Jakarta, mediahukumnews.com – Langkah pemerintah Indonesia memangkas masa berlaku kuota produksi tambang dari tiga tahun menjadi hanya satu tahun menimbulkan riak besar di sektor pertambangan. Kebijakan yang diumumkan awal Oktober ini, disebut sebagai upaya untuk memperketat kontrol negara atas produksi komoditas strategis seperti nikel, tembaga, dan batu bara. Pemerintah berdalih, masa berlaku pendek akan mempermudah penyesuaian terhadap fluktuasi harga global dan memastikan setiap izin berbanding lurus dengan kapasitas produksi nasional yang realistis.
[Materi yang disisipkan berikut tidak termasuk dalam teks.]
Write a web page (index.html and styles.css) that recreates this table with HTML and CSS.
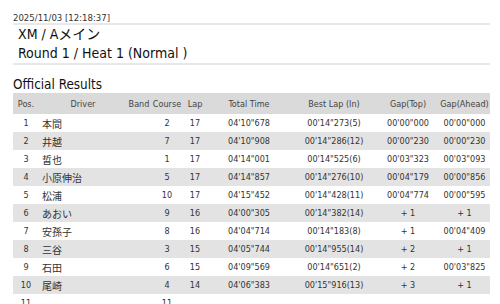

Namun di sisi lain, pelaku usaha menilai kebijakan ini sebagai bentuk ketidakpastian baru yang bisa menakuti investor. Beberapa asosiasi pertambangan menilai, izin satu tahun terlalu pendek untuk menghitung return on investment proyek berskala besar. Bagaimana bisa menanam investasi jangka panjang jika izin dasarnya harus diperpanjang setiap tahun sehingga menimbulkan ketegangan dan ini menunjukkan tarik-menarik abadi antara keinginan negara untuk menguasai sumber daya alam dan tuntutan kepastian bisnis di era global.

Ilustrasi kuota produksi tambang (mediahukumnews.com)

Dalam konteks ekonomi makro, kebijakan ini berpotensi memicu efek berantai. Produksi tambang bisa tersendat, ekspor menurun, dan pendapatan devisa negara terguncang. Di tengah kebutuhan pembiayaan APBN yang tinggi dan ambisi hilirisasi industri, kebijakan kontrol semacam ini bisa menjadi pedang bermata dua. Di satu sisi menegaskan kedaulatan sumber daya, tapi di sisi lain menahan laju investasi asing yang dibutuhkan untuk transformasi ekonomi nasional.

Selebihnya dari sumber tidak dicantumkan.